## What is needed:
Show every line below where "components" can be found.

## Given records:

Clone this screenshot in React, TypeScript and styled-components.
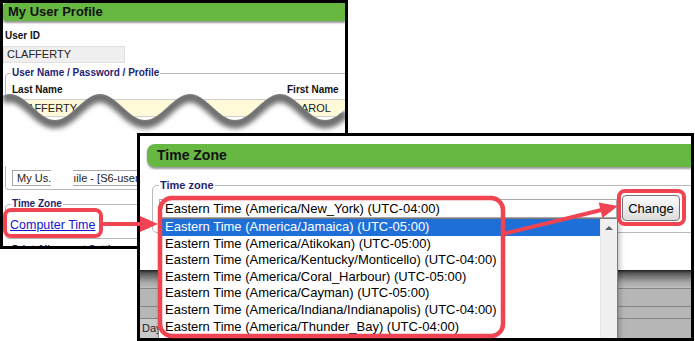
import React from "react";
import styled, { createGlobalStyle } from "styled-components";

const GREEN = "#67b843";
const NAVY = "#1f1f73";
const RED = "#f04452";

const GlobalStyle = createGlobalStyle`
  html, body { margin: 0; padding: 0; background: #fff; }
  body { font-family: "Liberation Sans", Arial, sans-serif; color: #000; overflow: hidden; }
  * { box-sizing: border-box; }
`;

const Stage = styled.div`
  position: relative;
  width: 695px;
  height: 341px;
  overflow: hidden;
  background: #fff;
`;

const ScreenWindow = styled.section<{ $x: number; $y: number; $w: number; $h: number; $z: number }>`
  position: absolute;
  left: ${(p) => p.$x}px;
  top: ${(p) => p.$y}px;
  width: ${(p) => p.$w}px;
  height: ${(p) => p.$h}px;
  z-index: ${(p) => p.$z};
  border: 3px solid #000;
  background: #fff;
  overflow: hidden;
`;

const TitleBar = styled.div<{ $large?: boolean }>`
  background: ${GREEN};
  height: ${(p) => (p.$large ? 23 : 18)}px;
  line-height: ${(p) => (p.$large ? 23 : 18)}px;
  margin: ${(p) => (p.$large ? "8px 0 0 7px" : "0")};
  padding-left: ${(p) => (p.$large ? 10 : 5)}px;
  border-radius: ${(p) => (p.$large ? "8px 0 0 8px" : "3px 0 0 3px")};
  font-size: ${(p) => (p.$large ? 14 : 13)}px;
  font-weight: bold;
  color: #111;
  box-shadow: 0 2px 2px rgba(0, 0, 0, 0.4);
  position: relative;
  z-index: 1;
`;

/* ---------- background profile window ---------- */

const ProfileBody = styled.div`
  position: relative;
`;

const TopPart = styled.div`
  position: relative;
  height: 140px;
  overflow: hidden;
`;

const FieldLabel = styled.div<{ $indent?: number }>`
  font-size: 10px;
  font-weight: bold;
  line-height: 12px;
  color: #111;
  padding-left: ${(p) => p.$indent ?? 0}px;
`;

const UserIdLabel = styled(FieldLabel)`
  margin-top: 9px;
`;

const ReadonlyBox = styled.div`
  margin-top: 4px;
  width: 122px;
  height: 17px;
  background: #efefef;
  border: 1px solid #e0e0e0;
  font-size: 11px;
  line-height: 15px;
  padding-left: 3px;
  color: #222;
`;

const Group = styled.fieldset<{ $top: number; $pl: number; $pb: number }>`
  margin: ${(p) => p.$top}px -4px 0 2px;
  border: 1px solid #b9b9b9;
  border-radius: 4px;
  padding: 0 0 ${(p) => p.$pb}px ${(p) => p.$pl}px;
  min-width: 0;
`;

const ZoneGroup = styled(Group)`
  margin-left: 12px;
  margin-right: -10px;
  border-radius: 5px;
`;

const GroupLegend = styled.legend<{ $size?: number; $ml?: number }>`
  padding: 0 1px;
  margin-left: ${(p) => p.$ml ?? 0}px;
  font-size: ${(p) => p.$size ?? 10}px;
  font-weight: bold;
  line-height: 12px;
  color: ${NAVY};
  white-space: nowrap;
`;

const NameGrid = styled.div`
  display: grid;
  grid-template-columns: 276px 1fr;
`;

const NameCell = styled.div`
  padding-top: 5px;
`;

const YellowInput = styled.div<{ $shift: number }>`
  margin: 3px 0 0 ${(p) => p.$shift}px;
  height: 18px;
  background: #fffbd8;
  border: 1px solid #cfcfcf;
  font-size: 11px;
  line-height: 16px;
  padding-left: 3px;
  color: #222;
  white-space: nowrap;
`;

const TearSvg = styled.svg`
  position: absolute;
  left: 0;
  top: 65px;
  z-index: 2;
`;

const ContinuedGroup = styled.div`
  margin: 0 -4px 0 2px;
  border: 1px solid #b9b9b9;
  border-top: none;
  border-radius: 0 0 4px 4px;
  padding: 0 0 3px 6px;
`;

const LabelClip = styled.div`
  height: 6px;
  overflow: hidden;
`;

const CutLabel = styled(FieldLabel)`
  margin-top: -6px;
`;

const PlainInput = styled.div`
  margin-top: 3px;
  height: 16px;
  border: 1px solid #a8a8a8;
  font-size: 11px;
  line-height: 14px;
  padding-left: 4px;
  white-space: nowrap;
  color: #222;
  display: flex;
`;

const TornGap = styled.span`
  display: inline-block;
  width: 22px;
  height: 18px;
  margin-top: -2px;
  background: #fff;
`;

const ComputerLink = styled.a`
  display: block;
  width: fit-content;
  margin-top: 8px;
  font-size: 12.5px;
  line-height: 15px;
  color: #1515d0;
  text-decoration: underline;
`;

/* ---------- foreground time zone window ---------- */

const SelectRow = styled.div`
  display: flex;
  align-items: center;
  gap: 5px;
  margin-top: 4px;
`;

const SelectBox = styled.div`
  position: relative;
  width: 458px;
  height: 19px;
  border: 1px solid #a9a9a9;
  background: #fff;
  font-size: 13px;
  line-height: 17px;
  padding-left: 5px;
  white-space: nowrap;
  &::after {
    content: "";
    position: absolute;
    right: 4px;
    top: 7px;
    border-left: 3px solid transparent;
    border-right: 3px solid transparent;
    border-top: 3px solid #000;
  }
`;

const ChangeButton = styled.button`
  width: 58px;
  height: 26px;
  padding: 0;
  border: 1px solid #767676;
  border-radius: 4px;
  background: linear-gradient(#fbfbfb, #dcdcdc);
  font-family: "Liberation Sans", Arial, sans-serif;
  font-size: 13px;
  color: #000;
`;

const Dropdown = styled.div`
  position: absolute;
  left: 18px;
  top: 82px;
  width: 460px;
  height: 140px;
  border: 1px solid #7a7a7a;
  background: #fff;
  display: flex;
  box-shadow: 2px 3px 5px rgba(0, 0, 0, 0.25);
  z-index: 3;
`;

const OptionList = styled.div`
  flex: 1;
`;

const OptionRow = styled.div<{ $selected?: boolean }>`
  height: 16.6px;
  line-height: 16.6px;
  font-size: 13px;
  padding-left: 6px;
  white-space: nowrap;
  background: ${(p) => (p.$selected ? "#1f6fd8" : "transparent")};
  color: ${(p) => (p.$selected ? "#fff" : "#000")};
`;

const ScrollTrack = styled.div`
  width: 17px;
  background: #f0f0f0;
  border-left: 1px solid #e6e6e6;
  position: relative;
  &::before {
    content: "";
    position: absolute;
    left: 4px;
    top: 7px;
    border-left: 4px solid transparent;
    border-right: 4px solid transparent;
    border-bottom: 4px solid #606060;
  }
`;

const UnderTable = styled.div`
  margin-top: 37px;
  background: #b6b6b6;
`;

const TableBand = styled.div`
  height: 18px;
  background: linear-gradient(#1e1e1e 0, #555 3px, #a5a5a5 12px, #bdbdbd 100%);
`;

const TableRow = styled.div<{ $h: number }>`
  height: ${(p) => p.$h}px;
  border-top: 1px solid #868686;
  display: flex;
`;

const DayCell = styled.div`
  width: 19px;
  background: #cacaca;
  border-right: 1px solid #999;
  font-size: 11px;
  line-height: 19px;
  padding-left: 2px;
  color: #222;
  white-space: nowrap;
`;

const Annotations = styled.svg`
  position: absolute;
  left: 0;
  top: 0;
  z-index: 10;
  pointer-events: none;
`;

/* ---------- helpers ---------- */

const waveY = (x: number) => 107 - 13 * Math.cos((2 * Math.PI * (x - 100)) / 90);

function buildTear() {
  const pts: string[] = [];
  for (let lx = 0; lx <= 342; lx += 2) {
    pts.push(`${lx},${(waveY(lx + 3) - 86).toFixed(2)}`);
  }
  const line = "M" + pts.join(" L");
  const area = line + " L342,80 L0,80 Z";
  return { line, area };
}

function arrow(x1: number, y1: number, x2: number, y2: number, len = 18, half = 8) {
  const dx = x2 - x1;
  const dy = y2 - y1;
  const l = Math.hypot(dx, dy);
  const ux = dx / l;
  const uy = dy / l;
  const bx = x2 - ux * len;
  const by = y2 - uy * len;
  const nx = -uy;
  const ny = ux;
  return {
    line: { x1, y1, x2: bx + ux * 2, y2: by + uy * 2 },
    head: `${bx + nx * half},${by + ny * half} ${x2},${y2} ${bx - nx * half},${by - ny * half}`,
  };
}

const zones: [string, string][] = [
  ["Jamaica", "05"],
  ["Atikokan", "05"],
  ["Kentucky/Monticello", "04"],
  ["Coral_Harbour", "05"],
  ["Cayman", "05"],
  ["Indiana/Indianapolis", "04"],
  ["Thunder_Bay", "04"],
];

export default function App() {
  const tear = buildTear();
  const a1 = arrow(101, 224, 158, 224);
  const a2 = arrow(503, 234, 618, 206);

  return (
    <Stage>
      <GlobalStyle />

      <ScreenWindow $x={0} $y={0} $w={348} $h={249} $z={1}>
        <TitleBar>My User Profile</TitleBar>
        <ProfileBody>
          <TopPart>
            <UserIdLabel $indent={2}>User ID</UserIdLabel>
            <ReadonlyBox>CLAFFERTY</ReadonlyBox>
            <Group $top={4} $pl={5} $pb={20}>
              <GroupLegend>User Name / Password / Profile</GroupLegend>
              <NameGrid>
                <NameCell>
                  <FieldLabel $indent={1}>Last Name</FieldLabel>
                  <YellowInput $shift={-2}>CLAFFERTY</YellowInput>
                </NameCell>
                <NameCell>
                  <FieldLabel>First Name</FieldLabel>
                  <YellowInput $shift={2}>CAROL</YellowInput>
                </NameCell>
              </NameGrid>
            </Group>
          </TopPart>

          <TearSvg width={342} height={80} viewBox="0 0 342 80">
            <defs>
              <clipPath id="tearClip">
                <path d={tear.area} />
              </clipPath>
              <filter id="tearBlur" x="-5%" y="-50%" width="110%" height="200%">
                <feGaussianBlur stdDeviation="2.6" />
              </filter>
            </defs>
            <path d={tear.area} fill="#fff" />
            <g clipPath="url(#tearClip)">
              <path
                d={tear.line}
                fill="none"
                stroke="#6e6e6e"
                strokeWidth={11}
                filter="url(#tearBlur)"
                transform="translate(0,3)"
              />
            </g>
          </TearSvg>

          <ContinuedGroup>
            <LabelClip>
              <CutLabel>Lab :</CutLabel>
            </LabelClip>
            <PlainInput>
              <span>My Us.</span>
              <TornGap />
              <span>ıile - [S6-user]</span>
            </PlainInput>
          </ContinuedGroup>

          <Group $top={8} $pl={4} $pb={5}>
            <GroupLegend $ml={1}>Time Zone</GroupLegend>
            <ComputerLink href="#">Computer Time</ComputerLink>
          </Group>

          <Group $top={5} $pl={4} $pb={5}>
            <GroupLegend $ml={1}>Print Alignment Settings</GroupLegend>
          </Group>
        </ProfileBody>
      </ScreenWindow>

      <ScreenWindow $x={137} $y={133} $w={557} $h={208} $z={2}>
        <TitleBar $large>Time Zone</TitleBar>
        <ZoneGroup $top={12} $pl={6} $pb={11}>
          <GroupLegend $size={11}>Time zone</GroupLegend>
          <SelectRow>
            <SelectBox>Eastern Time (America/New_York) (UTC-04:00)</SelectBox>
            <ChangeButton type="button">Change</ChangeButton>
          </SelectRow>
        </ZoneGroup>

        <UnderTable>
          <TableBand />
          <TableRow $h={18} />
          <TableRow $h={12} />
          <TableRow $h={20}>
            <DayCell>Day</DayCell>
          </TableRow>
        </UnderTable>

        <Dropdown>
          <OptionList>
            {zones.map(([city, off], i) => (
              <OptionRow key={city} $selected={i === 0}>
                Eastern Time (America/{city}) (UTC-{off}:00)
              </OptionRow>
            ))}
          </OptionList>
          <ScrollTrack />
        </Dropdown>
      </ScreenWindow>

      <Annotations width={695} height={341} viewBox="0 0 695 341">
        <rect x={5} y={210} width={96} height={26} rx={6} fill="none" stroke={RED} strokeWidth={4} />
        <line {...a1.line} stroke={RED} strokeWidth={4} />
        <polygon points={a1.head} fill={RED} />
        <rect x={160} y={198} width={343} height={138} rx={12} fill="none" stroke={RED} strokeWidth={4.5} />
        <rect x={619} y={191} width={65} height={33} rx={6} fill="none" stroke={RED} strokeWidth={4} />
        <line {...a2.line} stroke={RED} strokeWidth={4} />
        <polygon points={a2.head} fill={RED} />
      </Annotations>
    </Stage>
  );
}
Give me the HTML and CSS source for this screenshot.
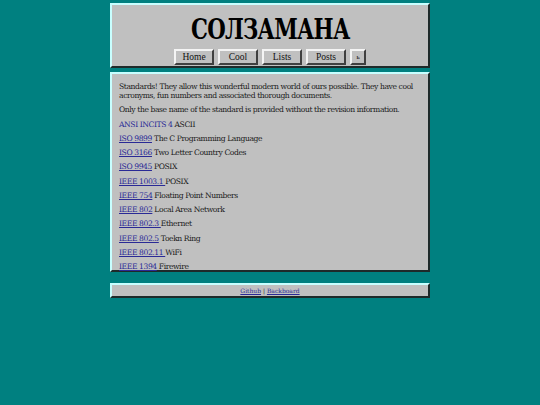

## Full answer:
Clone this screenshot in React, TypeScript and styled-components.
import styled, { createGlobalStyle } from "styled-components";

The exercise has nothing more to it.